Bizim düşüncemize göre bütün eğitim ve öğretim parasız olup vakıflar tarafından yürütülür. Nasıl bireyin hayatı, yaşaması devletin teminatı altında ise, evlenmesi de öyledir. Eğitim öğretim de doğuştan bir hak olup insanlar her istediği eğitimi alabilmelidir. Eğitim ve öğretimi devletin yürütmesi ve onun tekelinde olması çok yanlıştır. Devlet bu konuda sadece denetleme görevini yapar, A’dan Z’ye tüm eğitim ve öğretim ehliyetli kişiler tarafından serbest bir şekilde yürütülür. Çünkü bilginin resmi ve gayrı resmi, bireysel ve toplumsal diye kısımlara ayrılması mümkün değildir. Suyu kim kaynatırsa kaynatsın, nerde kaynarsa kaynasın 100 derecede kaynar.

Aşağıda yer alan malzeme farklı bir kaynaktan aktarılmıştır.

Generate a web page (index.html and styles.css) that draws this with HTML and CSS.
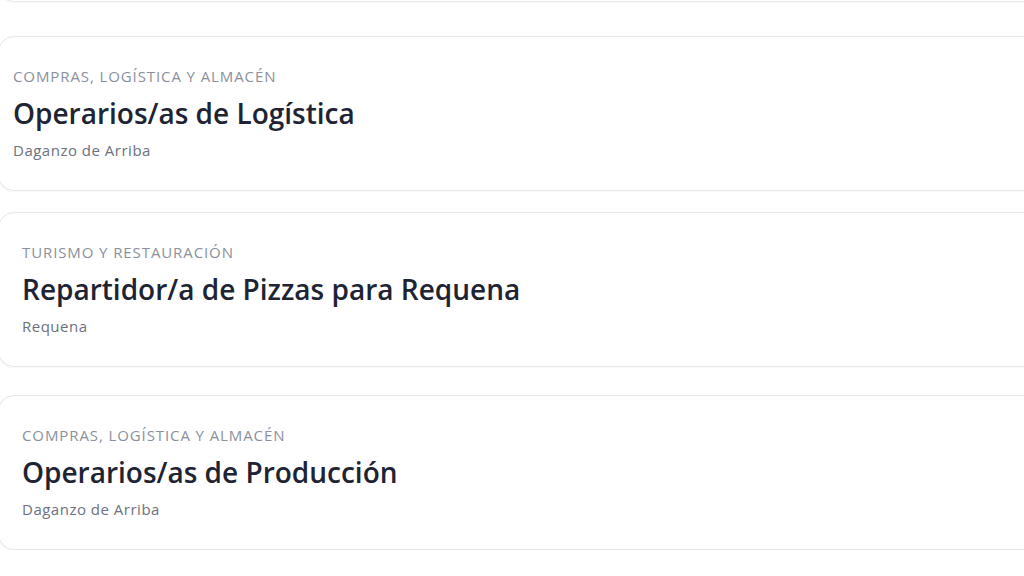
FILE: index.html
```html
<!DOCTYPE html>
<html lang="es">
<head>
  <meta charset="UTF-8" />
  <meta name="viewport" content="width=device-width, initial-scale=1.0"/>
  <title>Ofertas de empleo</title>
  <link rel="stylesheet" href="styles.css">
</head>
<body>
  <!-- Job offers list -->
  <main class="offers">
    <div class="card card-prev"></div>

    <a class="card card-first" href="#">
      <p class="card-area">Compras, Logística y Almacén</p>
      <h2 class="card-title">Operarios/as de Logística</h2>
      <p class="card-place">Daganzo de Arriba</p>
    </a>

    <a class="card card-second" href="#">
      <p class="card-area">Turismo y Restauración</p>
      <h2 class="card-title">Repartidor/a de Pizzas para Requena</h2>
      <p class="card-place">Requena</p>
    </a>

    <a class="card card-third" href="#">
      <p class="card-area">Compras, Logística y Almacén</p>
      <h2 class="card-title">Operarios/as de Producción</h2>
      <p class="card-place">Daganzo de Arriba</p>
    </a>
  </main>
</body>
</html>
```

FILE: styles.css
```css
body {
  font-family: "Open Sans", Arial, sans-serif;
  margin: 0;
  background-color: #ffffff;
  overflow: hidden;
}

.offers {
  display: flex;
  flex-direction: column;
  margin-top: -153px;
  margin-left: -2px;
  margin-right: -40px;
}

.card {
  display: block;
  box-sizing: border-box;
  height: 155px;
  padding: 29px 0 0 14px;
  border: 1px solid #e6e7ea;
  border-radius: 16px;
  background-color: #ffffff;
  box-shadow: 0 1px 2px rgba(0,0,0,0.04);
  text-decoration: none;
}

.card-first {
  margin-top: 34px;
}

.card-second {
  margin-top: 21px;
  padding-left: 23px;
}

.card-third {
  margin-top: 28px;
  padding-left: 23px;
}

.card-area {
  margin: 0;
  font-size: 15px;
  line-height: 20px;
  letter-spacing: 0.9px;
  text-transform: uppercase;
  color: #8a909c;
}

.card-title {
  margin: 10px 0 0;
  font-size: 28px;
  line-height: 34px;
  font-weight: 600;
  color: #1e2433;
}

.card-place {
  margin: 10px 0 0;
  font-size: 15px;
  line-height: 20px;
  letter-spacing: 0.5px;
  color: #6b7180;
}
```
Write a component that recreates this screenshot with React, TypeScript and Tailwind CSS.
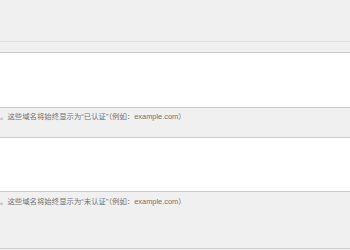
import React from "react";

const font = { fontFamily: '"Liberation Sans", "Noto Sans CJK SC", sans-serif' };

export default function App() {
  return (
    <div className="w-[350px] h-[250px] overflow-hidden bg-[#f0f0f0]" style={font}>
      <div className="h-[41px]" />
      <div className="h-px bg-[#dedede]" />
      <div className="h-[10px]" />
      <div className="h-[56px] bg-white border-y border-[#cccccc]" />
      <div className="h-[29px] pt-[4px] text-[7.4px] leading-[10px] text-[#707070] whitespace-nowrap">
        。这些域名将始终显示为“已认证”（例如：example.com）
      </div>
      <div className="h-[55px] bg-white border-y border-[#cccccc]" />
      <div className="h-[57px] pt-[5px] text-[7.4px] leading-[10px] text-[#707070] whitespace-nowrap border-b border-[#cccccc]">
        。这些域名将始终显示为“未认证”（例如：example.com）
      </div>
    </div>
  );
}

Diğer taraftan eğitim öğretimin planlanması diye de bir şey olamaz. Eğitim hizmetleri halk tarafından yürütülmeli ve herkes istediği okula ve fakülteye gidebilmelidir. Okumak isteyen ve ben üniversiteye gideceğim diyen bir kimsenin önü sadece imtihanla değil, hiçbir engelle kesilmemelidir. Mesela bizim ülkemizde terzi, berber, ayakkabıcı ve fırıncı gibi mesleklere devlet burnunu sokmadığı için bunlarda tam bir arz talep dengesi sağlanmış durumdadır. İşte eğitim de böyle olmalıdır. Onun için, nerede ve nasıl olursa olsun, giriş imtihanlarının hepsi kaldırılmalıdır. Çünkü talebelik bir memuriyet değildir; daha ehil olanı tercih edelim gibi bir düşünce olmaz. Doğal seleksiyon burada görevini serbest bir şekilde icra edecektir. İmtihanlar asıl icazet diplomalarını verirken yapılıp ancak bilgilerini sunabilenler belge almaya hak kazanacaklardır. Öğretmen yok, hoca yok, imkânlar kıt, mektep yok ve sınıflar az gibi, uydurma bahaneler öne sürülemez. İnsan haklarında asla sınıflama, planlama ve ayırma olmaz. Çünkü buradaki hak, akıl, zekâ, bir özellik veya bir sıfat karşılığı olmayıp insan olma karşılığıdır.